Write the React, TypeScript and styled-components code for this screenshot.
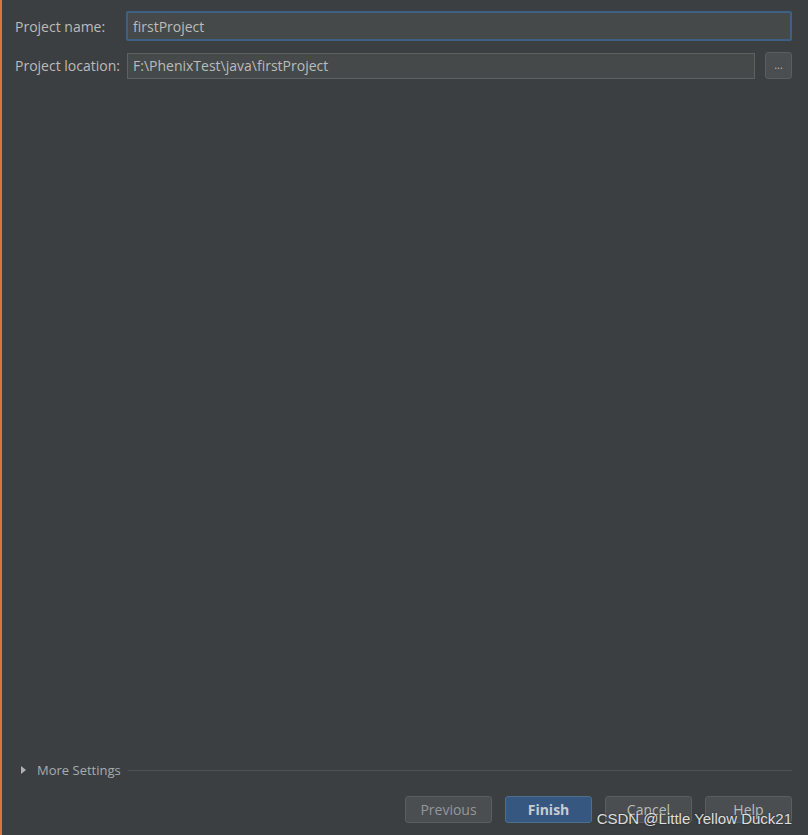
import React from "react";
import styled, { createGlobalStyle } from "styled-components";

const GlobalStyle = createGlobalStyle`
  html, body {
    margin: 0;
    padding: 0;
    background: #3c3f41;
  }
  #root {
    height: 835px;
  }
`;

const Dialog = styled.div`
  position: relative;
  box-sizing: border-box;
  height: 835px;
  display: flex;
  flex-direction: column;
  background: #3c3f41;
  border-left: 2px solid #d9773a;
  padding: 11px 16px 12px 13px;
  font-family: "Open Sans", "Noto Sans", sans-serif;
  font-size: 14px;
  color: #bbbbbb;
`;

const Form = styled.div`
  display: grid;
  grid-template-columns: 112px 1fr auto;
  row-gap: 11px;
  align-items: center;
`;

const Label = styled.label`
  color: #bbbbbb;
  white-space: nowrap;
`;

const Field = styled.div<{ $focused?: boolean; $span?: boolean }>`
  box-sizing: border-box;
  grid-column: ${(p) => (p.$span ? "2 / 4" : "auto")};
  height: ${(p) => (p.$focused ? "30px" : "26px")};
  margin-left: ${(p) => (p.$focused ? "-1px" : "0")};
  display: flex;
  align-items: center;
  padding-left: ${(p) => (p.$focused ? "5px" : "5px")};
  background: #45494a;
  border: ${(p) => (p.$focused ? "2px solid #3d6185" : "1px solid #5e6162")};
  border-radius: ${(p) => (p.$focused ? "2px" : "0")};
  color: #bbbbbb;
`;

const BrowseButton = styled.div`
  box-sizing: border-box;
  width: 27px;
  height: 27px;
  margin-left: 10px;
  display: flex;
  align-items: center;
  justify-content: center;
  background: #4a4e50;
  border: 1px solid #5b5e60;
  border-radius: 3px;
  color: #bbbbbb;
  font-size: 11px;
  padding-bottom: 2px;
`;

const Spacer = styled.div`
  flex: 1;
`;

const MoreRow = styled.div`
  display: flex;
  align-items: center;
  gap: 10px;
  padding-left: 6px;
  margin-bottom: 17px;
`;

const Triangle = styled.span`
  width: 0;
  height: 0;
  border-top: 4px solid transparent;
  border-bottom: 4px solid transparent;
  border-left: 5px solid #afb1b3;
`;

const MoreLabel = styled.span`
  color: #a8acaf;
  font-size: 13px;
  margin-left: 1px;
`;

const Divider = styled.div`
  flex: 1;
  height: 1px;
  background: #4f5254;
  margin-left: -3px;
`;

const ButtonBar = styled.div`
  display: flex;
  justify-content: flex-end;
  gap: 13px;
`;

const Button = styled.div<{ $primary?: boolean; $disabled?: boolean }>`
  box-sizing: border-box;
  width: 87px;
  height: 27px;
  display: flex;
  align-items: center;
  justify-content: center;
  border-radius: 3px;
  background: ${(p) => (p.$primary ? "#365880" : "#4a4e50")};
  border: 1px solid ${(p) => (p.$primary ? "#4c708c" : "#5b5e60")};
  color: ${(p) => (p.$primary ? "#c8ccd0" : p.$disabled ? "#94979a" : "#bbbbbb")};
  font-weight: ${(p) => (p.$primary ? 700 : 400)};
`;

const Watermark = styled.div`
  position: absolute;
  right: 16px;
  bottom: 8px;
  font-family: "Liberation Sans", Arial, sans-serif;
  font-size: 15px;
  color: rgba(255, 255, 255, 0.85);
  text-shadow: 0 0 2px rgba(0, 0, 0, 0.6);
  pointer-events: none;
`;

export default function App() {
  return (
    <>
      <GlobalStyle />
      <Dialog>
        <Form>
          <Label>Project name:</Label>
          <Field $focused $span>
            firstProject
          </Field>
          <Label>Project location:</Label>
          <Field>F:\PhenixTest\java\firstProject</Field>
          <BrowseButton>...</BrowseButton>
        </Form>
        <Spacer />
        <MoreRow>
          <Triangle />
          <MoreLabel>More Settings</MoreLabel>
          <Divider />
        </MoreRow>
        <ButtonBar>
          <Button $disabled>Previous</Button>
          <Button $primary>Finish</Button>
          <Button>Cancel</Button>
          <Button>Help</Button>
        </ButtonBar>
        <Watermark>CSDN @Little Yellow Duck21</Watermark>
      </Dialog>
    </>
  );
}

» The exercise: All the lines above are to be reproduced exactly, except the pictures.

» Worked solution:
Write the React, TypeScript and styled-components code for this screenshot.
import React from "react";
import styled, { createGlobalStyle } from "styled-components";

const GlobalStyle = createGlobalStyle`
  html, body {
    margin: 0;
    padding: 0;
    background: #3c3f41;
  }
  #root {
    height: 835px;
  }
`;

const Dialog = styled.div`
  position: relative;
  box-sizing: border-box;
  height: 835px;
  display: flex;
  flex-direction: column;
  background: #3c3f41;
  border-left: 2px solid #d9773a;
  padding: 11px 16px 12px 13px;
  font-family: "Open Sans", "Noto Sans", sans-serif;
  font-size: 14px;
  color: #bbbbbb;
`;

const Form = styled.div`
  display: grid;
  grid-template-columns: 112px 1fr auto;
  row-gap: 11px;
  align-items: center;
`;

const Label = styled.label`
  color: #bbbbbb;
  white-space: nowrap;
`;

const Field = styled.div<{ $focused?: boolean; $span?: boolean }>`
  box-sizing: border-box;
  grid-column: ${(p) => (p.$span ? "2 / 4" : "auto")};
  height: ${(p) => (p.$focused ? "30px" : "26px")};
  margin-left: ${(p) => (p.$focused ? "-1px" : "0")};
  display: flex;
  align-items: center;
  padding-left: ${(p) => (p.$focused ? "5px" : "5px")};
  background: #45494a;
  border: ${(p) => (p.$focused ? "2px solid #3d6185" : "1px solid #5e6162")};
  border-radius: ${(p) => (p.$focused ? "2px" : "0")};
  color: #bbbbbb;
`;

const BrowseButton = styled.div`
  box-sizing: border-box;
  width: 27px;
  height: 27px;
  margin-left: 10px;
  display: flex;
  align-items: center;
  justify-content: center;
  background: #4a4e50;
  border: 1px solid #5b5e60;
  border-radius: 3px;
  color: #bbbbbb;
  font-size: 11px;
  padding-bottom: 2px;
`;

const Spacer = styled.div`
  flex: 1;
`;

const MoreRow = styled.div`
  display: flex;
  align-items: center;
  gap: 10px;
  padding-left: 6px;
  margin-bottom: 17px;
`;

const Triangle = styled.span`
  width: 0;
  height: 0;
  border-top: 4px solid transparent;
  border-bottom: 4px solid transparent;
  border-left: 5px solid #afb1b3;
`;

const MoreLabel = styled.span`
  color: #a8acaf;
  font-size: 13px;
  margin-left: 1px;
`;

const Divider = styled.div`
  flex: 1;
  height: 1px;
  background: #4f5254;
  margin-left: -3px;
`;

const ButtonBar = styled.div`
  display: flex;
  justify-content: flex-end;
  gap: 13px;
`;

const Button = styled.div<{ $primary?: boolean; $disabled?: boolean }>`
  box-sizing: border-box;
  width: 87px;
  height: 27px;
  display: flex;
  align-items: center;
  justify-content: center;
  border-radius: 3px;
  background: ${(p) => (p.$primary ? "#365880" : "#4a4e50")};
  border: 1px solid ${(p) => (p.$primary ? "#4c708c" : "#5b5e60")};
  color: ${(p) => (p.$primary ? "#c8ccd0" : p.$disabled ? "#94979a" : "#bbbbbb")};
  font-weight: ${(p) => (p.$primary ? 700 : 400)};
`;

const Watermark = styled.div`
  position: absolute;
  right: 16px;
  bottom: 8px;
  font-family: "Liberation Sans", Arial, sans-serif;
  font-size: 15px;
  color: rgba(255, 255, 255, 0.85);
  text-shadow: 0 0 2px rgba(0, 0, 0, 0.6);
  pointer-events: none;
`;

export default function App() {
  return (
    <>
      <GlobalStyle />
      <Dialog>
        <Form>
          <Label>Project name:</Label>
          <Field $focused $span>
            firstProject
          </Field>
          <Label>Project location:</Label>
          <Field>F:\PhenixTest\java\firstProject</Field>
          <BrowseButton>...</BrowseButton>
        </Form>
        <Spacer />
        <MoreRow>
          <Triangle />
          <MoreLabel>More Settings</MoreLabel>
          <Divider />
        </MoreRow>
        <ButtonBar>
          <Button $disabled>Previous</Button>
          <Button $primary>Finish</Button>
          <Button>Cancel</Button>
          <Button>Help</Button>
        </ButtonBar>
        <Watermark>CSDN @Little Yellow Duck21</Watermark>
      </Dialog>
    </>
  );
}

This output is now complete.